Q: How do I prevent moisture-related issues when printing Nylon?

A: Dry filament before printing (typically 70°C for several hours depending on spool size), keep spools in sealed bags with desiccant, and use a filament dryer if printing continuously. Moist Nylon causes bubbling, poor surface finish, and weak inter-layer bonding.

Q: Should I use SLS instead of FDM for engineering plastic parts?

A: If isotropic-like mechanical properties, complex geometries without support, and fine detail are required, SLS (PA12/PA11) or MJF are often better. FDM is more accessible and can be used for very high-performance polymers with the right equipment.

Q: How important is print orientation for load-bearing engineering plastic parts?

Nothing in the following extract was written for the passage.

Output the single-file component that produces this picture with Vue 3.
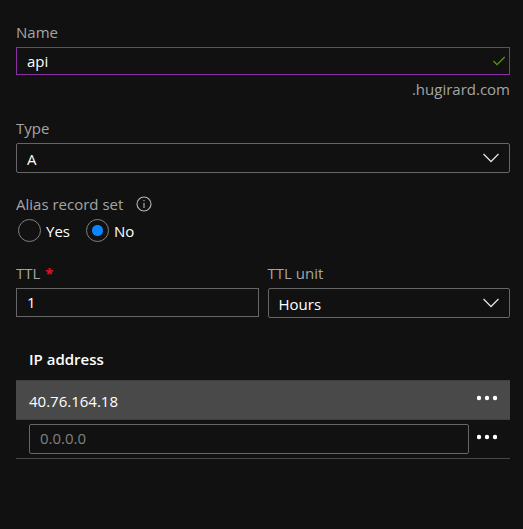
<script setup>
import { ref } from 'vue'

const name = ref('api')
const type = ref('A')
const alias = ref('no')
const ttl = ref('1')
const unit = ref('Hours')
const address = ref('')

const types = ['A', 'AAAA', 'CNAME', 'MX', 'TXT']
const units = ['Seconds', 'Minutes', 'Hours', 'Days']
const addresses = ['40.76.164.18']
</script>

<template>
  <form class="form" @submit.prevent>
    <div class="field">
      <label class="label" for="record-name">Name</label>
      <div class="control">
        <input id="record-name" v-model="name" class="box name" type="text" />
        <svg class="check" width="14" height="10" viewBox="0 0 14 10" aria-hidden="true">
          <path d="M1.5 5 L5 8.7 L12.7 1" />
        </svg>
      </div>
      <div class="suffix">.hugirard.com</div>
    </div>

    <div class="field type">
      <label class="label" for="record-type">Type</label>
      <div class="control">
        <select id="record-type" v-model="type" class="box">
          <option v-for="t in types" :key="t">{{ t }}</option>
        </select>
        <svg class="chevron" width="16" height="10" viewBox="0 0 16 10" aria-hidden="true">
          <path d="M0.5 1 L8 8.5 L15.5 1" />
        </svg>
      </div>
    </div>

    <fieldset class="field alias">
      <legend class="label legend">
        Alias record set
        <svg class="info" width="16" height="16" viewBox="0 0 16 16" aria-hidden="true">
          <circle cx="8" cy="8" r="7" />
          <path d="M8 7 V12 M8 4 V5.3" />
        </svg>
      </legend>
      <div class="radios">
        <label class="radio"><input v-model="alias" type="radio" name="alias" value="yes" />Yes</label>
        <label class="radio"><input v-model="alias" type="radio" name="alias" value="no" />No</label>
      </div>
    </fieldset>

    <div class="pair">
      <div class="field">
        <label class="label" for="ttl">TTL<span class="required">*</span></label>
        <div class="control">
          <input id="ttl" v-model="ttl" class="box ttl" type="text" required />
        </div>
      </div>
      <div class="field">
        <label class="label" for="ttl-unit">TTL unit</label>
        <div class="control">
          <select id="ttl-unit" v-model="unit" class="box">
            <option v-for="u in units" :key="u">{{ u }}</option>
          </select>
          <svg class="chevron" width="16" height="10" viewBox="0 0 16 10" aria-hidden="true">
            <path d="M0.5 1 L8 8.5 L15.5 1" />
          </svg>
        </div>
      </div>
    </div>

    <table class="records">
      <thead>
        <tr>
          <th id="ip-heading" scope="col">IP address</th>
          <td class="actions"></td>
        </tr>
      </thead>
      <tbody>
        <tr v-for="ip in addresses" :key="ip" class="saved">
          <td>{{ ip }}</td>
          <td class="actions">
            <button class="more" type="button" aria-label="More actions">
              <svg width="20" height="6" viewBox="0 0 20 6" aria-hidden="true">
                <circle cx="2" cy="3" r="2.2" /><circle cx="10" cy="3" r="2.2" /><circle cx="18" cy="3" r="2.2" />
              </svg>
            </button>
          </td>
        </tr>
        <tr class="draft">
          <td>
            <input v-model="address" class="box" type="text" placeholder="0.0.0.0" aria-labelledby="ip-heading" />
          </td>
          <td class="actions">
            <button class="more" type="button" aria-label="More actions">
              <svg width="20" height="6" viewBox="0 0 20 6" aria-hidden="true">
                <circle cx="2" cy="3" r="2.2" /><circle cx="10" cy="3" r="2.2" /><circle cx="18" cy="3" r="2.2" />
              </svg>
            </button>
          </td>
        </tr>
      </tbody>
    </table>
  </form>
</template>

<style>
body {
  background: #111111;
}
</style>

<style scoped>
.form {
  padding: 22px 13px 24px 16px;
  color: #ffffff;
  font: 15px/20px "Open Sans", "Noto Sans", sans-serif;
}

.field {
  min-width: 0;
  margin: 0;
  padding: 0;
  border: 0;
}

.label {
  display: block;
  margin-bottom: 5px;
  padding: 0;
  color: #a5a5a5;
}

.control {
  display: grid;
  position: relative;
}

.box {
  box-sizing: border-box;
  width: 100%;
  height: 30px;
  margin: 0;
  padding: 0 10px;
  border: 1px solid #666666;
  border-radius: 2px;
  outline: 0;
  background: #111111;
  color: #ffffff;
  font: inherit;
  appearance: none;
}

select.box {
  padding-top: 2px;
}

.box::placeholder {
  color: #808080;
  opacity: 1;
}

.name {
  height: 28px;
  border-color: #8a2da5;
  border-radius: 0;
}

.ttl {
  height: 29px;
  padding-bottom: 2px;
  border-radius: 0;
}

.check,
.chevron {
  position: absolute;
  top: 50%;
  transform: translateY(-50%);
  fill: none;
  pointer-events: none;
}

.check {
  right: 4px;
  stroke: #57a300;
  stroke-width: 1.2;
}

.chevron {
  right: 11px;
  stroke: #e0e0e0;
  stroke-width: 1.3;
}

.suffix {
  margin-top: 4px;
  color: #a5a5a5;
  text-align: right;
}

.type {
  margin-top: 19px;
}

.alias {
  margin-top: 21px;
}

.legend {
  display: flex;
  align-items: center;
  gap: 13px;
}

.info {
  fill: none;
  stroke: #b8b8b8;
  stroke-width: 1.1;
}

.radios {
  display: flex;
  gap: 16px;
  padding-left: 2px;
}

.radio {
  display: flex;
  align-items: center;
  gap: 5px;
}

.radio input {
  box-sizing: border-box;
  width: 23px;
  height: 23px;
  margin: 0;
  border: 1px solid #808080;
  border-radius: 50%;
  appearance: none;
}

.radio input:checked {
  background: radial-gradient(circle, #0a84ff 5px, transparent 6px);
}

.pair {
  display: grid;
  grid-template-columns: 1fr 1fr;
  gap: 9px;
  margin-top: 21px;
}

.required {
  margin-left: 5px;
  color: #e81123;
  font-weight: 700;
}

.records {
  width: 100%;
  margin-top: 22px;
  border-collapse: separate;
  border-spacing: 0;
}

.records th,
.records td {
  box-sizing: border-box;
  padding: 0 0 0 13px;
  text-align: left;
}

.records th {
  height: 40px;
  padding-bottom: 2px;
  font-weight: 600;
}

.saved td {
  height: 40px;
  padding-top: 2px;
  border: solid #404040;
  border-width: 1px 0;
  background: #494949;
}

.draft td {
  height: 39px;
  border-bottom: 1px solid #484848;
}

.draft .box {
  display: block;
  padding-bottom: 2px;
}

.records .actions {
  width: 41px;
  padding: 0 0 4px 8px;
}

.more {
  display: block;
  padding: 0;
  border: 0;
  background: none;
}

.more svg {
  display: block;
  fill: #ffffff;
}
</style>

A: Very important. FDM parts are usually strongest in the XY plane and weaker along the Z-axis (layer stacking direction). Orient critical load-bearing features parallel to the layers for better strength or use post-process consolidation techniques like annealing or chemical treatment when applicable.

Q: Where can I get datasheets and validated print profiles?

A: Obtain datasheets and recommended print profiles from filament manufacturers (3DXTech, Ensinger, Victrex for PEEK/PEI grades, Evonik, BASF, etc.) and consult printer vendors for high-temp certified configurations.

References and sources

Material datasheets and manufacturer guidance (e.g., Victrex, Solvay, Evonik), technical articles from reputable industry sources (3D printing material guides, MatWeb), and filament manufacturer specifications (3DXTech, 3D Systems, Stratasys) inform the temperature ranges and mechanical property ranges cited in this guide.